Several reviewers have strongly criticized Survive This. For example, the New Bedford Standard-Times was dismissive of the show's lack of originality, noting: "...a gruff, gritty, macho mountain man takes a group of high-school kids and dumps them in the deep woods where they must learn to put aside their 'drama' and adapt. Gee, where haven't we seen that before?" Variety was equally critical of the show's lack of originality, observing that the show "play[ed] like junior editions of somebody else's reality franchise. The publication was also critical of the way the show pigeonholed and labeled each of the teenagers, eliminating the diversity of the racially and ethnically diverse cast.
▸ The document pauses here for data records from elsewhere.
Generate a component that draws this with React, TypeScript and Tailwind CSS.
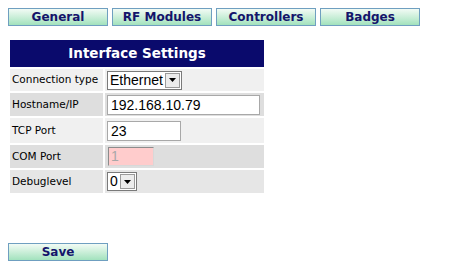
import React from "react";

const tabs = ["General", "RF Modules", "Controllers", "Badges"];

const btn =
  "w-[100px] h-[18px] border border-[#6f9fc0] bg-gradient-to-b from-[#f2fbf5] to-[#a2e2bd] text-[#14146b] font-bold text-[12px] leading-[16px] text-center";

const Arrow = () => (
  <span className="w-[15px] h-[15px] border border-[#9a9a9a] bg-[#ececec] flex items-center justify-center ml-[2px]">
    <svg width="7" height="4" viewBox="0 0 7 4">
      <path d="M0 0h7L3.5 4z" fill="#000" />
    </svg>
  </span>
);

export default function App() {
  return (
    <div className="w-[462px] h-[270px] bg-white relative font-['DejaVu_Sans',sans-serif]">
      <div className="flex gap-[4px] pl-[8px] pt-[8px]">
        {tabs.map((t) => (
          <div key={t} className={btn}>{t}</div>
        ))}
      </div>

      <div className="ml-[10px] mt-[14px] w-[254px]">
        <div className="h-[27px] bg-[#0a0a6c] text-white font-bold text-[13.5px] leading-[27px] text-center">
          Interface Settings
        </div>
        <div className="grid grid-cols-[93px_1fr] gap-[2px] mt-[2px] text-[10.5px] text-black">
          <div className="h-[22px] bg-[#f0f0f0] flex items-center pl-[2px]">Connection type</div>
          <div className="h-[22px] bg-[#f0f0f0] flex items-center pl-[2px]">
            <div className="flex items-center h-[19px] border border-[#7a7a7a] bg-white pl-[2px] pr-[1px] font-['Liberation_Sans',sans-serif] text-[14px]">
              Ethernet
              <Arrow />
            </div>
          </div>

          <div className="h-[23px] bg-[#dedede] flex items-center pl-[2px]">Hostname/IP</div>
          <div className="h-[23px] bg-[#dedede] flex items-center pl-[2px]">
            <div className="h-[20px] w-[153px] border border-[#a8a8a8] bg-white pl-[3px] font-['Liberation_Sans',sans-serif] text-[14px] leading-[18px]">
              192.168.10.79
            </div>
          </div>

          <div className="h-[25px] bg-[#f0f0f0] flex items-center pl-[2px]">TCP Port</div>
          <div className="h-[25px] bg-[#f0f0f0] flex items-center pl-[2px]">
            <div className="h-[20px] w-[74px] border border-[#a8a8a8] bg-white pl-[3px] font-['Liberation_Sans',sans-serif] text-[14px] leading-[18px]">
              23
            </div>
          </div>

          <div className="h-[23px] bg-[#dedede] flex items-center pl-[2px]">COM Port</div>
          <div className="h-[23px] bg-[#dedede] flex items-center pl-[3px]">
            <div className="h-[19px] w-[46px] border border-[#8c8c8c] border-r-[#d8d8d8] border-b-[#d8d8d8] bg-[#ffcccc] pl-[2px] text-[#a8a8a8] font-['Liberation_Sans',sans-serif] text-[14px] leading-[17px]">
              1
            </div>
          </div>

          <div className="h-[23px] bg-[#e6e6e6] flex items-center pl-[2px]">Debuglevel</div>
          <div className="h-[23px] bg-[#e6e6e6] flex items-center pl-[2px]">
            <div className="flex items-center h-[19px] border border-[#7a7a7a] bg-white pl-[2px] pr-[1px] font-['Liberation_Sans',sans-serif] text-[14px]">
              0
              <Arrow />
            </div>
          </div>
        </div>
      </div>

      <div className="pl-[8px] mt-[50px]">
        <div className={btn}>Save</div>
      </div>
    </div>
  );
}
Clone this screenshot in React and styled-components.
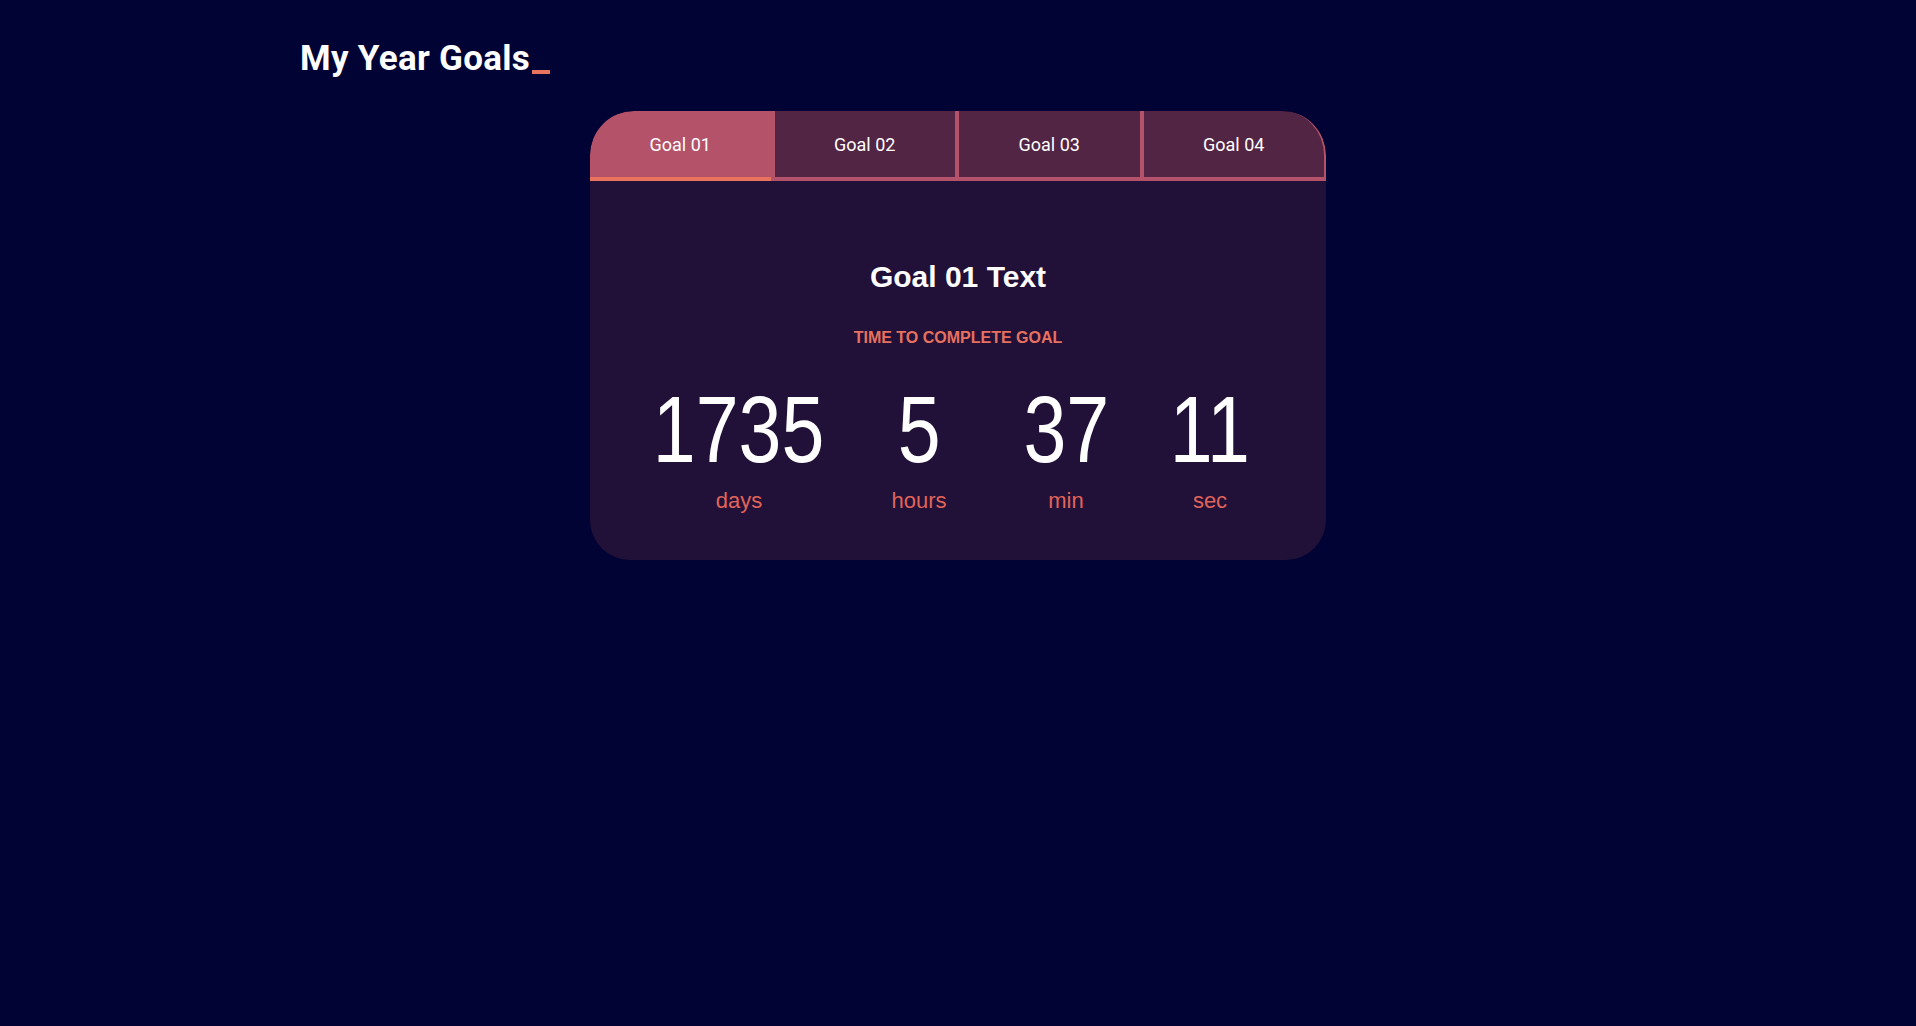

The Los Angeles Times also concluded that the show was vapid, but that it had slightly more "depth" than other Cartoon Network live-action programs.

Some critics have also blasted Cartoon Network for showing live-action programs rather than cartoons.

However, the Sudbury Star called the show "compelling".

===Season 1 ratings===
Television ratings information on the show is difficult to come by. However, at least one newspaper said the show was not "catching on with viewers" on Cartoon Network, and that the show had never been among that network's top 10 series.

===Season 2 critical reception===
In March 2010, Toronto resident Richard Code, a fan of Stroud's show Survivorman, was found dead from hypothermia near his campsite at the north end of Horn Lake (near McMurrich/Monteith, Ontario). Code was on a winter camping trip with few supplies, similar to summer trips he'd taken before in admiration of the adventures he had seen on Survivorman. Learning of Code's death, Stroud said, "It's a terrible tragedy and I feel absolutely terrible for the families involved"—but did not know Code or the situation he was in, and refused to comment further on his death.

At least one reviewer has criticized Survive This for not mentioning Code's death or warning kids not to imitate what they see on the show. The Globe and Mail reviewer Catherine Dawson March wrote, "You'd think, just seven weeks after Code's headline-making death, that Survive This would make a passing nod to the tragedy. ... Some kind of 'don't try this on your own' advice. But no." Dawson praised the show as "captivating" with "lots of emotional drama", but concluded: "It's great stuff, but YTV should acknowledge Code's death with a warning of their own." YTV replied, "As Survive This does not follow the same premise as Survivorman, there will not be a disclaimer before each episode."